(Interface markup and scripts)

* * * * * * *

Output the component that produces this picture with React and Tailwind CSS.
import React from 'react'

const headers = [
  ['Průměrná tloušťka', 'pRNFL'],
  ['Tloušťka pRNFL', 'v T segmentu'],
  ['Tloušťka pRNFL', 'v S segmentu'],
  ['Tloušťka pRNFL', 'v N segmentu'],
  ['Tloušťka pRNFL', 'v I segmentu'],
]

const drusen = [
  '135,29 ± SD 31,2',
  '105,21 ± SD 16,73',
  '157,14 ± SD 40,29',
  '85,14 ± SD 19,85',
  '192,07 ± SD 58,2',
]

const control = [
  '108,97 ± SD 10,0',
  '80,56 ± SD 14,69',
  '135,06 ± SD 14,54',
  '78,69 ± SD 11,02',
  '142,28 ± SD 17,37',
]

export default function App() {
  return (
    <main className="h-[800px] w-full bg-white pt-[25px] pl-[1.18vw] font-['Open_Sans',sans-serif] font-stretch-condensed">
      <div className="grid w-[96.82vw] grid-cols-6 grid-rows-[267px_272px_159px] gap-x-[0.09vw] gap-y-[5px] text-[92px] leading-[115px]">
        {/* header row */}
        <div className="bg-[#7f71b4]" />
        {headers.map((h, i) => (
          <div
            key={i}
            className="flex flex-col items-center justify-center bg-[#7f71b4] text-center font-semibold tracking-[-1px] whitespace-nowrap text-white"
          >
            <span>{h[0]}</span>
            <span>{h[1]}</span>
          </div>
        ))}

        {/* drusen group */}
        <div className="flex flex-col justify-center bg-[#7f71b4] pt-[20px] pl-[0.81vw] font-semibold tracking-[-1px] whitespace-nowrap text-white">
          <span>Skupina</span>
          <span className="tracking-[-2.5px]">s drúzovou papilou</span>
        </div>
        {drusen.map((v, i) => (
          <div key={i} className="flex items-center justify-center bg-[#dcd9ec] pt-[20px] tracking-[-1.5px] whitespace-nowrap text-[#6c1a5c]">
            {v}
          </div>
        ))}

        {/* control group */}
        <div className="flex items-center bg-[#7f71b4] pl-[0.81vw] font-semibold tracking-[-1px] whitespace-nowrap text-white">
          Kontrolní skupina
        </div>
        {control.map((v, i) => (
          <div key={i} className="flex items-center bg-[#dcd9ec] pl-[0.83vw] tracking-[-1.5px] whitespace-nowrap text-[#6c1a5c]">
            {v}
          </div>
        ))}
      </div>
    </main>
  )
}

* * * * * * *

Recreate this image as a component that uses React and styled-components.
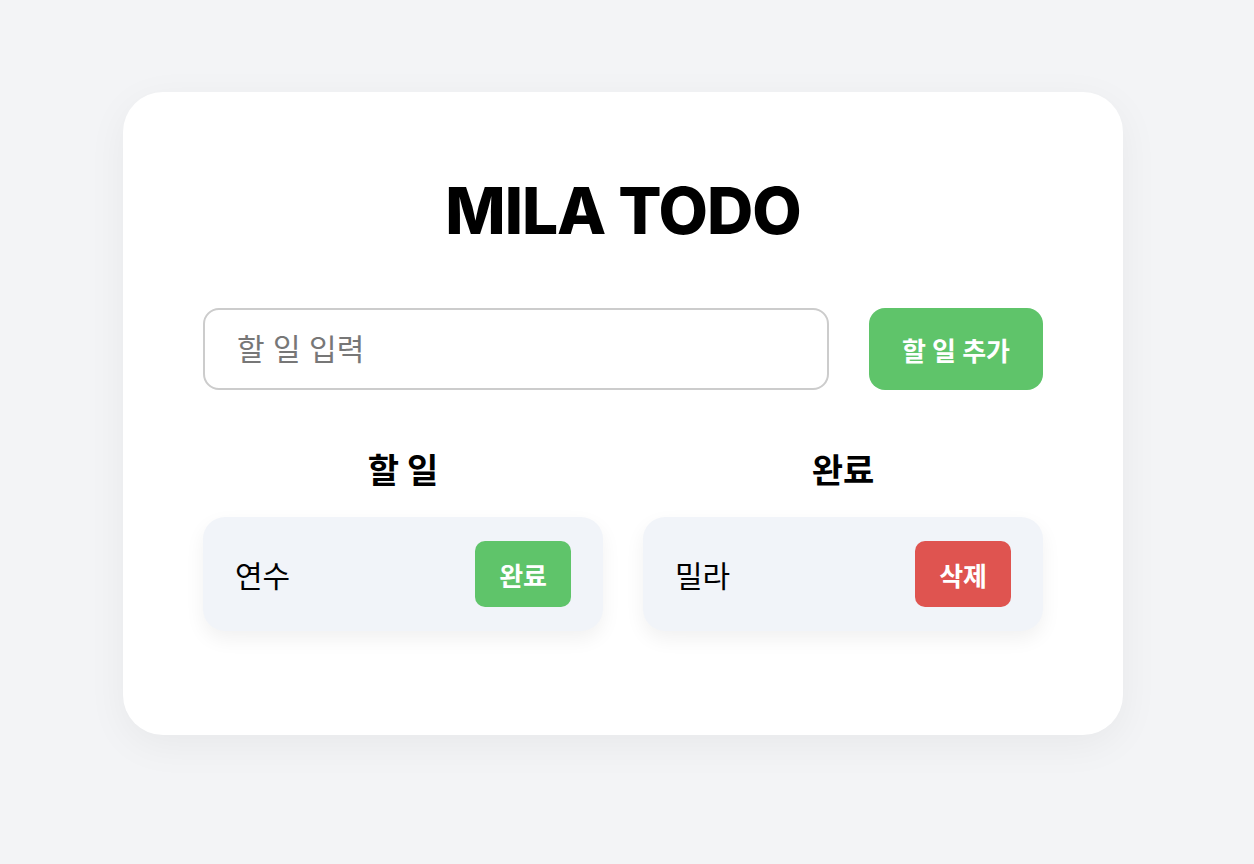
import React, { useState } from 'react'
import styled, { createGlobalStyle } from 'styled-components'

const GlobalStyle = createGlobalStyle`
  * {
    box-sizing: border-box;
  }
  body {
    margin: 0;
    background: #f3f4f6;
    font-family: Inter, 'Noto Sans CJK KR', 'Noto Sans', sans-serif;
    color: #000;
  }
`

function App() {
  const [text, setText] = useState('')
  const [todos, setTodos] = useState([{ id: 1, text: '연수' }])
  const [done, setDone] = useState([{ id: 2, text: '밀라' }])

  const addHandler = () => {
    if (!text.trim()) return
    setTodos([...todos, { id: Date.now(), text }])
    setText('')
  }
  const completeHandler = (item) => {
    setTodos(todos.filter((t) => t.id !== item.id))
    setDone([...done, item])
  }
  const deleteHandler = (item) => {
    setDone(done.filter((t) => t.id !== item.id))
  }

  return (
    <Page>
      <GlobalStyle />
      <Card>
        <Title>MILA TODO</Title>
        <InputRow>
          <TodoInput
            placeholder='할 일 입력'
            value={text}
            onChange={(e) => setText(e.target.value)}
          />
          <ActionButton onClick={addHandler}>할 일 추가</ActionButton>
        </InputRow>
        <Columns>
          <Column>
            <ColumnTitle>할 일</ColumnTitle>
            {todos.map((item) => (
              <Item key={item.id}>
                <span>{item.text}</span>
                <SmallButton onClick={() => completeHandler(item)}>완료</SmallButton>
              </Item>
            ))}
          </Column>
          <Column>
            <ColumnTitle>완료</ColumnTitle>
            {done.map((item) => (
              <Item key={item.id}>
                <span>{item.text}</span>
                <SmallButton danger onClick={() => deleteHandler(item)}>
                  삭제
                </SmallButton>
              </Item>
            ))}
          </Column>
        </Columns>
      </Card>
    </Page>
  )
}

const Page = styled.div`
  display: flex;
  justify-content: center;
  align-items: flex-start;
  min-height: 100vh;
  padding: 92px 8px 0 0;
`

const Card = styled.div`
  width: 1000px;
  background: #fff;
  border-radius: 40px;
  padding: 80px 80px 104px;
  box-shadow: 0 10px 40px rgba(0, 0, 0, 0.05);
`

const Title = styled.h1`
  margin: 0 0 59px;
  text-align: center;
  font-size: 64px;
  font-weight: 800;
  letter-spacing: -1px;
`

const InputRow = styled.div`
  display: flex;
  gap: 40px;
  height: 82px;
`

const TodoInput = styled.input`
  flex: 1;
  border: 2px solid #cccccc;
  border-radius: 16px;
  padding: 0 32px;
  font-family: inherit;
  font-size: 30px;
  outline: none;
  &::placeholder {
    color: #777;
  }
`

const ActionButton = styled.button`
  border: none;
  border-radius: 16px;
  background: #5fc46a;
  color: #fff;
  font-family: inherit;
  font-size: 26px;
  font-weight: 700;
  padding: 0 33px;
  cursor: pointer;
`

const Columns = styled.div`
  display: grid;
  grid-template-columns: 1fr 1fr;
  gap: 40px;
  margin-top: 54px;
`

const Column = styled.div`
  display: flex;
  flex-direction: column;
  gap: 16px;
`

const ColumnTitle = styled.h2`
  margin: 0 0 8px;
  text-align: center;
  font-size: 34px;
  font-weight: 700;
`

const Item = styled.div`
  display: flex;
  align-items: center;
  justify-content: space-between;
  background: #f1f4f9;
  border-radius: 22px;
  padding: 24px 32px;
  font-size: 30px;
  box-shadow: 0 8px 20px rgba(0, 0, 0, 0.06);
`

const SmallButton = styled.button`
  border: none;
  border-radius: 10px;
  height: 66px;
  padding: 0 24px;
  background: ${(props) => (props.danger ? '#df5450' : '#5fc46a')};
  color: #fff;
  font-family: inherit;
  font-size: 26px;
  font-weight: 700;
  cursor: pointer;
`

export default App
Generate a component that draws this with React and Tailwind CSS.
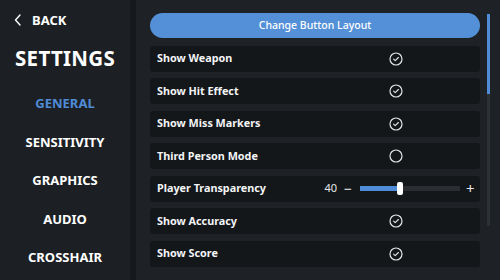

* * * * * * *

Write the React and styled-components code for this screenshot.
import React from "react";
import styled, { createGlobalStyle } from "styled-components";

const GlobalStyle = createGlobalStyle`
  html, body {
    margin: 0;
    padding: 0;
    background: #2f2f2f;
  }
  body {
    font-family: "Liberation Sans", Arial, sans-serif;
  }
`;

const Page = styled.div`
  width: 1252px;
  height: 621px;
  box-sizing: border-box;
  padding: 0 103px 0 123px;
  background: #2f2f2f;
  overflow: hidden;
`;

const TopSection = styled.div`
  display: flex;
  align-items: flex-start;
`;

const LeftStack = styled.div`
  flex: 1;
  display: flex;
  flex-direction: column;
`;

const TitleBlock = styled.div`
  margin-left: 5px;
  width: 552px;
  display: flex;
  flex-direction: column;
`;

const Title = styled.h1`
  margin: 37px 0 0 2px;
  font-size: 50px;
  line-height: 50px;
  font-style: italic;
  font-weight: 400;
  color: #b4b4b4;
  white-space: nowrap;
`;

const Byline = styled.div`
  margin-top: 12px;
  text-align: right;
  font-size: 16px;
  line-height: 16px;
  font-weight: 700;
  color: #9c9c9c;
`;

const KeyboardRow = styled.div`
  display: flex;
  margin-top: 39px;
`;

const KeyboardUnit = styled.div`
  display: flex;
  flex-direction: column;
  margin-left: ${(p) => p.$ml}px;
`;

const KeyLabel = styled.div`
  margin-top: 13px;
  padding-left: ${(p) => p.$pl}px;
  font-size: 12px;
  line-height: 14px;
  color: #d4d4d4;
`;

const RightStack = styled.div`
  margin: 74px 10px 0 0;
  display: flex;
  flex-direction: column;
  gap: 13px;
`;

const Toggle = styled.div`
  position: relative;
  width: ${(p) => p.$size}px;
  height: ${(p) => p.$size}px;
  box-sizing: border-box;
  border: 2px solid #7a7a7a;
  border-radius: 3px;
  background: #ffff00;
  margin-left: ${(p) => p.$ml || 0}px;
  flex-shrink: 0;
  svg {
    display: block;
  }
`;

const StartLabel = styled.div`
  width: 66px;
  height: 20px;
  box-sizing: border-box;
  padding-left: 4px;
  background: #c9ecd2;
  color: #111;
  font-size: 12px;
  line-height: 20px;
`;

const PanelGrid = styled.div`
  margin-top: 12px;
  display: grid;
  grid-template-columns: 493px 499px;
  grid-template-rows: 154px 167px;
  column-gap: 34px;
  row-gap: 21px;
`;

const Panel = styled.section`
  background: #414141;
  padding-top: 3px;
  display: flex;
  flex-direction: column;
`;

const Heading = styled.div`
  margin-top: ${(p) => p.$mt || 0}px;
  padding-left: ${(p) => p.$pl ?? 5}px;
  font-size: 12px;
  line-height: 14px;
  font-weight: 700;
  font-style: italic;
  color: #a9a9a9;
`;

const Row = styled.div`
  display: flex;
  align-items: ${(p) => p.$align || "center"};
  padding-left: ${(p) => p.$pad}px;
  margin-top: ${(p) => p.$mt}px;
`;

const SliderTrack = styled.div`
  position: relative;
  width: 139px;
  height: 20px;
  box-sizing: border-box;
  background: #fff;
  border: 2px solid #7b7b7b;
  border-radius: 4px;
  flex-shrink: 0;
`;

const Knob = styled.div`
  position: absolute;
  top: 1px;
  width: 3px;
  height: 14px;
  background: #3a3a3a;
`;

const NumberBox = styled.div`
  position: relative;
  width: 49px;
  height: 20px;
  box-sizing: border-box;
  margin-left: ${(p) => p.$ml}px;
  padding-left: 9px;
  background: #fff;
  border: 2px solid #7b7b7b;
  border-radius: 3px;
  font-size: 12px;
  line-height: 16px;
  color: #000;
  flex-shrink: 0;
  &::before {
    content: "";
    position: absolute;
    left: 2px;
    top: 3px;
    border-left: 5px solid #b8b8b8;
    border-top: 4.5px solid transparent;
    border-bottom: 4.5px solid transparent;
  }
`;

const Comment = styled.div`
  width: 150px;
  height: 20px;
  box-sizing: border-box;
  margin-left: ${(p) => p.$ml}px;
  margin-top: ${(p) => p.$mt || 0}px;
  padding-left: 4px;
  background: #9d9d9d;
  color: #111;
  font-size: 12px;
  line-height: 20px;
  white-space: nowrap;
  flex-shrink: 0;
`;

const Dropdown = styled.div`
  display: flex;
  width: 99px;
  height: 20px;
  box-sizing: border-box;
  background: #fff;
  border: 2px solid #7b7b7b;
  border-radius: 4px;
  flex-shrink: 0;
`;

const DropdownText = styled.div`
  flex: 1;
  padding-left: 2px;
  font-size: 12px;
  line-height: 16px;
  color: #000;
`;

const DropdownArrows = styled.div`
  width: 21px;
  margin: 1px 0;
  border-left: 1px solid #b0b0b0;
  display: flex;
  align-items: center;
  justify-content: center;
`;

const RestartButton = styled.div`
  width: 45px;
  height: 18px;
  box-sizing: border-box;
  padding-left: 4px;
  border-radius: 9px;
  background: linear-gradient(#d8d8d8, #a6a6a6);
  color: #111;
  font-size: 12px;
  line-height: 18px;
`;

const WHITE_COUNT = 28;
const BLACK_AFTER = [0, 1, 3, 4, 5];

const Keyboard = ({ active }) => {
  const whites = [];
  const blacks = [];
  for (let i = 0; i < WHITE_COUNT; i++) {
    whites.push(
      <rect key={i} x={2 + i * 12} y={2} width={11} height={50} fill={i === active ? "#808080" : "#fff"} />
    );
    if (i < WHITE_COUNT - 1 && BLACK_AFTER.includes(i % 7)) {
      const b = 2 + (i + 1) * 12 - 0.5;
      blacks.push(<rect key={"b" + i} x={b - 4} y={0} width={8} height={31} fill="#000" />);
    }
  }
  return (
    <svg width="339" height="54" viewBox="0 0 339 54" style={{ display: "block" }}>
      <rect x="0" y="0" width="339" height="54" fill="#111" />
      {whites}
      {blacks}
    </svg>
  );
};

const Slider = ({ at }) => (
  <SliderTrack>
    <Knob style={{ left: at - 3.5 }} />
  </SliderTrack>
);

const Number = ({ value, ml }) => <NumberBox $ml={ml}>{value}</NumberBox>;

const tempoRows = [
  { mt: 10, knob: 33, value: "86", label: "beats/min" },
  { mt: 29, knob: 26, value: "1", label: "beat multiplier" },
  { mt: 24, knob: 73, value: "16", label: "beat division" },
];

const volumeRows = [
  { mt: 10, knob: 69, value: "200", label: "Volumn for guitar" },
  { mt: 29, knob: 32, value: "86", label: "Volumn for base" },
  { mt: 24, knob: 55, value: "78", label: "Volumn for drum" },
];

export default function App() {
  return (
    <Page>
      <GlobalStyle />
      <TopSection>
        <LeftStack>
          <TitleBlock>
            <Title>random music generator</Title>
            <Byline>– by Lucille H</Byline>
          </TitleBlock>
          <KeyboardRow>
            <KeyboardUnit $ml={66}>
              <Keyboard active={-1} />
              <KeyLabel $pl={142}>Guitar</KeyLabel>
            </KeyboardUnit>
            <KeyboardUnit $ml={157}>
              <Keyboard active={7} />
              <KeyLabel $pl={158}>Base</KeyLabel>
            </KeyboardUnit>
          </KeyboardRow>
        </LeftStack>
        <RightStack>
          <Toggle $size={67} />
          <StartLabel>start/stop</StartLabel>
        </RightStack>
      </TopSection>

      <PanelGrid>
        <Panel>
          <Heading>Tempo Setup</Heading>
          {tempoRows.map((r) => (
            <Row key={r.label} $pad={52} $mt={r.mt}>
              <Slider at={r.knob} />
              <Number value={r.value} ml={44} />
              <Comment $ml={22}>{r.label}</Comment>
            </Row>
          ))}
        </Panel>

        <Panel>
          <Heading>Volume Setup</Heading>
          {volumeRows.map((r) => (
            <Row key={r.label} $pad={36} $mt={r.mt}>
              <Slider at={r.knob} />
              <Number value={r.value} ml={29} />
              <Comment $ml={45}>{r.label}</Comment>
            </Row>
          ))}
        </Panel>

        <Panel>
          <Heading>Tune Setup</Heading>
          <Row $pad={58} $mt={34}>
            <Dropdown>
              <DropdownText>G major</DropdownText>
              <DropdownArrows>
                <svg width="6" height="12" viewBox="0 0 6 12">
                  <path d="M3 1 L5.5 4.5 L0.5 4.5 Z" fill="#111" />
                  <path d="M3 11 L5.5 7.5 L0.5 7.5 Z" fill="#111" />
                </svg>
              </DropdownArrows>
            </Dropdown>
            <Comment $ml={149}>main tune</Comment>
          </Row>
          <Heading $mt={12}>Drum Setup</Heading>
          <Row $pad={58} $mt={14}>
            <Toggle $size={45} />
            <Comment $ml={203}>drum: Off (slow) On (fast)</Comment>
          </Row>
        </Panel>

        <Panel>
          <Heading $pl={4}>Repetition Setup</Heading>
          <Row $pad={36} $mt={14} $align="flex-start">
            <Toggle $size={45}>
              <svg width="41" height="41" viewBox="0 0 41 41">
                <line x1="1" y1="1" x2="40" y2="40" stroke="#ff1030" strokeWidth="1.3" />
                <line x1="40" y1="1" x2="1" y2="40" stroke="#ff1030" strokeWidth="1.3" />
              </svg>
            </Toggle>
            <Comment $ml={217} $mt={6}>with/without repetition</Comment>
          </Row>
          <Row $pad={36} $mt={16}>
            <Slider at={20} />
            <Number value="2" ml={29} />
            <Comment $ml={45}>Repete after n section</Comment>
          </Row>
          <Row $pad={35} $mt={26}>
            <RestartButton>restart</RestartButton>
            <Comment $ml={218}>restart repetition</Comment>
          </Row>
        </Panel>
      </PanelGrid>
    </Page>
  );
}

* * * * * * *

(Stated exercise) Print everything from the line with "Recreate this image" down to the line with "const [done, setDone]" in the entries above, both lines included and nothing more, without the pictures.

(In response)
Recreate this image as a component that uses React and styled-components.
import React, { useState } from 'react'
import styled, { createGlobalStyle } from 'styled-components'

const GlobalStyle = createGlobalStyle`
  * {
    box-sizing: border-box;
  }
  body {
    margin: 0;
    background: #f3f4f6;
    font-family: Inter, 'Noto Sans CJK KR', 'Noto Sans', sans-serif;
    color: #000;
  }
`

function App() {
  const [text, setText] = useState('')
  const [todos, setTodos] = useState([{ id: 1, text: '연수' }])
  const [done, setDone] = useState([{ id: 2, text: '밀라' }])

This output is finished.